## To do
Lines containing the string "this" are to be counted. Write only how many there are.

## Data to use
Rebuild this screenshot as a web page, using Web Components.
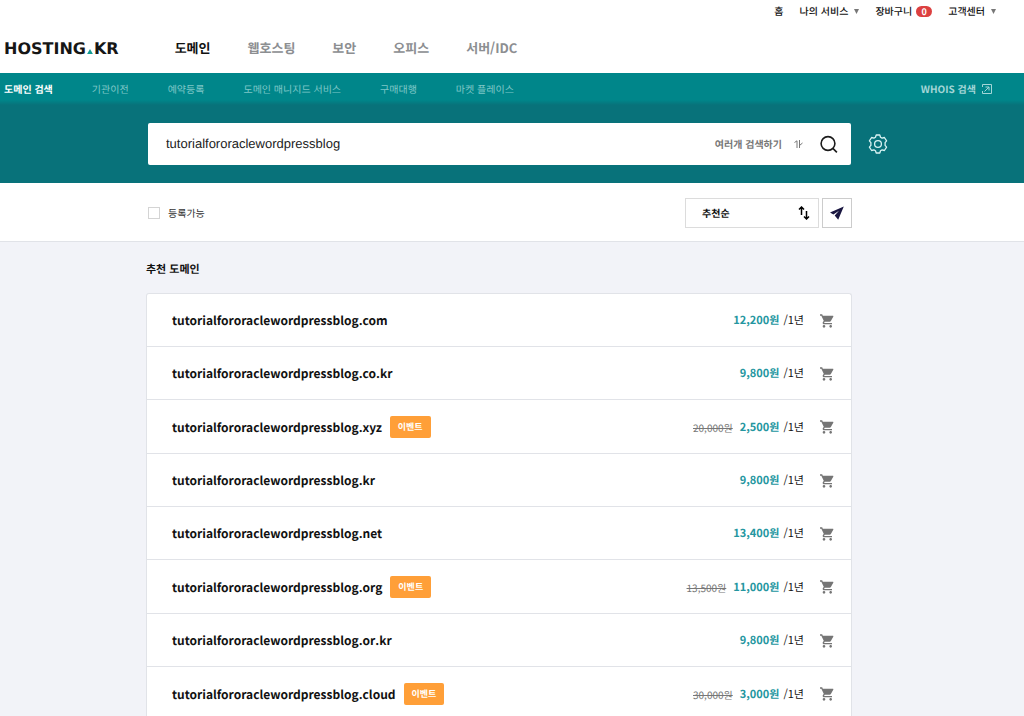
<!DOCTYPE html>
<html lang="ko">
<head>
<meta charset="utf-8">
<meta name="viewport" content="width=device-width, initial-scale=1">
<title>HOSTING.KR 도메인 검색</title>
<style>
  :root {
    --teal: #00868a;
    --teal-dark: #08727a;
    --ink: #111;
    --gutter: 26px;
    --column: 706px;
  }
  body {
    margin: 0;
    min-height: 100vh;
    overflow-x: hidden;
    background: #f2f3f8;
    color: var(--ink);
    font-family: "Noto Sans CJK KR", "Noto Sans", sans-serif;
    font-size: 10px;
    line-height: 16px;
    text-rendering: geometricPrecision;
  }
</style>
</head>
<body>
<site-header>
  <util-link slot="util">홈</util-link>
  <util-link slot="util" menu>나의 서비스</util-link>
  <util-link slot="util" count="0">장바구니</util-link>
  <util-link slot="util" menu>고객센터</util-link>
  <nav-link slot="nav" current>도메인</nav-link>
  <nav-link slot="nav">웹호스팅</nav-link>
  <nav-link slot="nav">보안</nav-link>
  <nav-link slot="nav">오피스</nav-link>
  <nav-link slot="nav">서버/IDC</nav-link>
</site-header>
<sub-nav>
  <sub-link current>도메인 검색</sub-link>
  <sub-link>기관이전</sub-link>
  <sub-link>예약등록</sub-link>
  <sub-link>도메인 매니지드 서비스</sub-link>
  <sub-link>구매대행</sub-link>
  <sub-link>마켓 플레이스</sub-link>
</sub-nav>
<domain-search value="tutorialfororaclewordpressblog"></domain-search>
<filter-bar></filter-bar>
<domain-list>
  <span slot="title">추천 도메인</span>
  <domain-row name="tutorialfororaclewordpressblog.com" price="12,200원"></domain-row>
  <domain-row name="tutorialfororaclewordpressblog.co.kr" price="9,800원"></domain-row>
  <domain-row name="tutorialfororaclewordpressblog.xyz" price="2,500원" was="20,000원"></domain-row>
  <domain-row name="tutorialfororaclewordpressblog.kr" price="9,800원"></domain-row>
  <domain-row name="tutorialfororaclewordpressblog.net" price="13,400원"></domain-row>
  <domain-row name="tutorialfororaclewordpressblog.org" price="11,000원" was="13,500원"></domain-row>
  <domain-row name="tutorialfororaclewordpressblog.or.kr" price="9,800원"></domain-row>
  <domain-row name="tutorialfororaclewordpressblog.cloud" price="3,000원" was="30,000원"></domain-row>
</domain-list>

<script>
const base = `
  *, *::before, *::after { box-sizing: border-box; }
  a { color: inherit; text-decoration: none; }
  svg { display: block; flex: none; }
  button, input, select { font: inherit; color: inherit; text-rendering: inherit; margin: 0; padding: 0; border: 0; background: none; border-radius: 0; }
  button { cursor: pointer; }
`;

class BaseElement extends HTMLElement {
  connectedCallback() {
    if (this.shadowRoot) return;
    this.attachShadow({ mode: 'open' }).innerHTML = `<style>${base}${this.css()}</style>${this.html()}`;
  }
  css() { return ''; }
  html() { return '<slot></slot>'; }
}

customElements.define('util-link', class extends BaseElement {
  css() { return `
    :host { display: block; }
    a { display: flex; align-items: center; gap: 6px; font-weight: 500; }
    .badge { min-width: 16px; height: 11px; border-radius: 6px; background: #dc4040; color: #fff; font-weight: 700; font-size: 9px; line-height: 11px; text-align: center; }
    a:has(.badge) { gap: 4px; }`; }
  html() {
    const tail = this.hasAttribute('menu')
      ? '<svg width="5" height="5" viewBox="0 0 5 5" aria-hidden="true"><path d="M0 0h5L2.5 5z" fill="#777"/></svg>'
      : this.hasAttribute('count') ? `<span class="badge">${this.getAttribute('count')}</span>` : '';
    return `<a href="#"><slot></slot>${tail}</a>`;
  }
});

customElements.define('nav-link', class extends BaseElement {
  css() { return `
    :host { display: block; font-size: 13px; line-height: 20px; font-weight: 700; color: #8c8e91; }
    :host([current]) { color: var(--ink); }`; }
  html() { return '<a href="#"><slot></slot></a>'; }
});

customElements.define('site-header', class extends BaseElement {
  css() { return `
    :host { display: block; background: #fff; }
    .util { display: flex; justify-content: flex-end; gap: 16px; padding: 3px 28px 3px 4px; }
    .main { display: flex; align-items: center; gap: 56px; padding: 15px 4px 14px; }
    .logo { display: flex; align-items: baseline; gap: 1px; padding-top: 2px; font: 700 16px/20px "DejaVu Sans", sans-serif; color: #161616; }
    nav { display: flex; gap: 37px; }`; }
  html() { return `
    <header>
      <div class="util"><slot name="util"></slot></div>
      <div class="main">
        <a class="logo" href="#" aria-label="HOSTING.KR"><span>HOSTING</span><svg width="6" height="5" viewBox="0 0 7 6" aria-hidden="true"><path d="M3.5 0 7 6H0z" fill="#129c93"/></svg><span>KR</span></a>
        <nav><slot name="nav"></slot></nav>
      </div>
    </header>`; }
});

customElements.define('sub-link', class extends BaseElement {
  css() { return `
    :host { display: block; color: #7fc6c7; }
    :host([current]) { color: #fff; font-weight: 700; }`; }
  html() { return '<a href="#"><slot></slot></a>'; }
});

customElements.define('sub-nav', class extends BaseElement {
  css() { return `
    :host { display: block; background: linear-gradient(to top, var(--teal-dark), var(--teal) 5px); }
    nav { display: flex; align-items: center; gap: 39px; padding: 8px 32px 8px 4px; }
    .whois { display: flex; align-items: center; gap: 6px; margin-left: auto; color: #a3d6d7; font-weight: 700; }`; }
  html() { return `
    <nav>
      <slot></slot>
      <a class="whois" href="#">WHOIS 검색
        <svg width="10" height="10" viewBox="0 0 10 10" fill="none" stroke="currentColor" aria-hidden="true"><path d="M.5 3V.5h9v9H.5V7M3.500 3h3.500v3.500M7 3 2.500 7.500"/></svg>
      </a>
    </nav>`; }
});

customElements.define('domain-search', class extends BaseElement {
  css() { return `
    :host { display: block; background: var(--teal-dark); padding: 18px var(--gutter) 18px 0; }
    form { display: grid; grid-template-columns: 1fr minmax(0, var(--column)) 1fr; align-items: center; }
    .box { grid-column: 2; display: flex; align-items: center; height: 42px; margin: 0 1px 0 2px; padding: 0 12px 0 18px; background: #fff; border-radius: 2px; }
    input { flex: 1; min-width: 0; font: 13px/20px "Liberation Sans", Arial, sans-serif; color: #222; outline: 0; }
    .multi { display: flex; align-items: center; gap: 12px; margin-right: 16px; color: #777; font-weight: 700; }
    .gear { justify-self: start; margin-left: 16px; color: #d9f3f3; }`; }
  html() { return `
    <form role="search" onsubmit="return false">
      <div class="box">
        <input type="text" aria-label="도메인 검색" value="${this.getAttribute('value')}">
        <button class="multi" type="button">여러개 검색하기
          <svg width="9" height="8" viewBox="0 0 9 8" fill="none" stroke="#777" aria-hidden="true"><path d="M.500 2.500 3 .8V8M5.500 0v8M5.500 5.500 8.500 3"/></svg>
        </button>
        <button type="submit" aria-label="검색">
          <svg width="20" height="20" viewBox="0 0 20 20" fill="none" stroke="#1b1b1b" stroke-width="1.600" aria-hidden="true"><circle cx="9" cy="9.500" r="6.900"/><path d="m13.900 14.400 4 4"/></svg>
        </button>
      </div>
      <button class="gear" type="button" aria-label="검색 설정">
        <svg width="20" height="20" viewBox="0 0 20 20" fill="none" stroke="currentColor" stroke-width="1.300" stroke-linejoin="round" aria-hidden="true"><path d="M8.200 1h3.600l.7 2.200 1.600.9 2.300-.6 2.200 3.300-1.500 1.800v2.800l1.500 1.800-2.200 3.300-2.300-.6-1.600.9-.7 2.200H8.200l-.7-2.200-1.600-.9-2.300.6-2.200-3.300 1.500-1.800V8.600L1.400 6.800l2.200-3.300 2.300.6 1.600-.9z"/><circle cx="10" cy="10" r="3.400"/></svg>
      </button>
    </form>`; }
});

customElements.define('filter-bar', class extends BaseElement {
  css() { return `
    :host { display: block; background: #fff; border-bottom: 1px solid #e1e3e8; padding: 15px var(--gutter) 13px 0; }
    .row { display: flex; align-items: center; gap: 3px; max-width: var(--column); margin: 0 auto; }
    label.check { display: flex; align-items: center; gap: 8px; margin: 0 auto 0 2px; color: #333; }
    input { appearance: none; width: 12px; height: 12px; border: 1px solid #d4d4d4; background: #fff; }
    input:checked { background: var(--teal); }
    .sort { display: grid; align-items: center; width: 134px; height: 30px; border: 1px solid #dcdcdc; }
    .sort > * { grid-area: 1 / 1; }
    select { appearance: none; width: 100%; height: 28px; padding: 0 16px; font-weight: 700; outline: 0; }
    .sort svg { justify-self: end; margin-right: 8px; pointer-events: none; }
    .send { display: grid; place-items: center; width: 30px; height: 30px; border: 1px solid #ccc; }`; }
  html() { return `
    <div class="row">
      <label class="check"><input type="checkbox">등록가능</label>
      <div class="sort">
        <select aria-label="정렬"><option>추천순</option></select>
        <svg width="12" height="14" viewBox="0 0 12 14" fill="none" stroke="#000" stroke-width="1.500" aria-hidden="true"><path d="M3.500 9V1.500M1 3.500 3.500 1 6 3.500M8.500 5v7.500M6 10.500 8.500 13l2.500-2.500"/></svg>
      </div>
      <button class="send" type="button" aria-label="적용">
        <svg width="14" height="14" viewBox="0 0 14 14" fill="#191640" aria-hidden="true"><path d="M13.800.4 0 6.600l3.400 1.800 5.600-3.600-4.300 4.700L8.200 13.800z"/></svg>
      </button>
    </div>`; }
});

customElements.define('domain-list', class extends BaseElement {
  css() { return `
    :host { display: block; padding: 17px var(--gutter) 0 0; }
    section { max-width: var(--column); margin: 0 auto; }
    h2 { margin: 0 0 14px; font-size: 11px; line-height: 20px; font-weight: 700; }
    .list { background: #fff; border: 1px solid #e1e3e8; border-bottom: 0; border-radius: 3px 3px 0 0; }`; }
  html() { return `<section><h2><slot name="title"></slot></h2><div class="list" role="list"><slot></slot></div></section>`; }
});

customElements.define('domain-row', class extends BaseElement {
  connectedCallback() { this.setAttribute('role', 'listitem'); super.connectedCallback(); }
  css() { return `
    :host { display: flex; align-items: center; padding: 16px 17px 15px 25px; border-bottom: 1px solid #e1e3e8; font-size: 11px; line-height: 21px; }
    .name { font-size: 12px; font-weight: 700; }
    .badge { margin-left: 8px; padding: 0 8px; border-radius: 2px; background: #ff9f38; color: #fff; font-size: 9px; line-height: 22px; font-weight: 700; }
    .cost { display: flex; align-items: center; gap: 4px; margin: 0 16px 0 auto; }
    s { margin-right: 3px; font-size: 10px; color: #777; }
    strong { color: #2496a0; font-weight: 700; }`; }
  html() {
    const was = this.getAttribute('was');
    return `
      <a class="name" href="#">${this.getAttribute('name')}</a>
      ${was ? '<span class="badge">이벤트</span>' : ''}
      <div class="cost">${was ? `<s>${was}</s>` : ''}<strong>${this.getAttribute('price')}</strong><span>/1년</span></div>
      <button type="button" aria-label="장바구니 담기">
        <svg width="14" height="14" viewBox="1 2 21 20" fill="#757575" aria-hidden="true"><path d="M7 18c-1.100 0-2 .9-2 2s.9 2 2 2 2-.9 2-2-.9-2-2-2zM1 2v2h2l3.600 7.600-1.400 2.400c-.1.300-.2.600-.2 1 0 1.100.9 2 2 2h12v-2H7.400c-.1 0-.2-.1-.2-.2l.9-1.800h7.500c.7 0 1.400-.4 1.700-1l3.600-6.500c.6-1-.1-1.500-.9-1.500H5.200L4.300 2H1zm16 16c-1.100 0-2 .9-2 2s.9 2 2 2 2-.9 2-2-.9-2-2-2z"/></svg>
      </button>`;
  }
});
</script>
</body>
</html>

...

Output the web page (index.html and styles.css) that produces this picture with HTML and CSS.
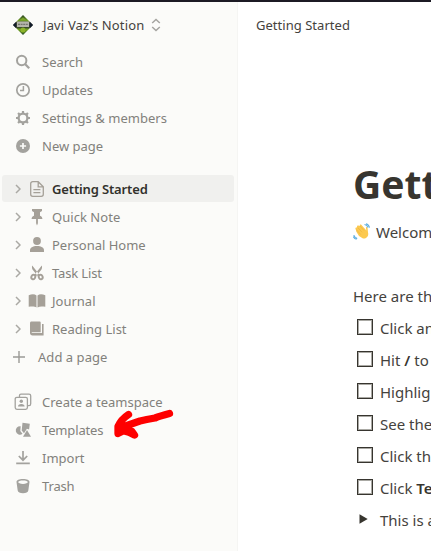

## Exercise result
11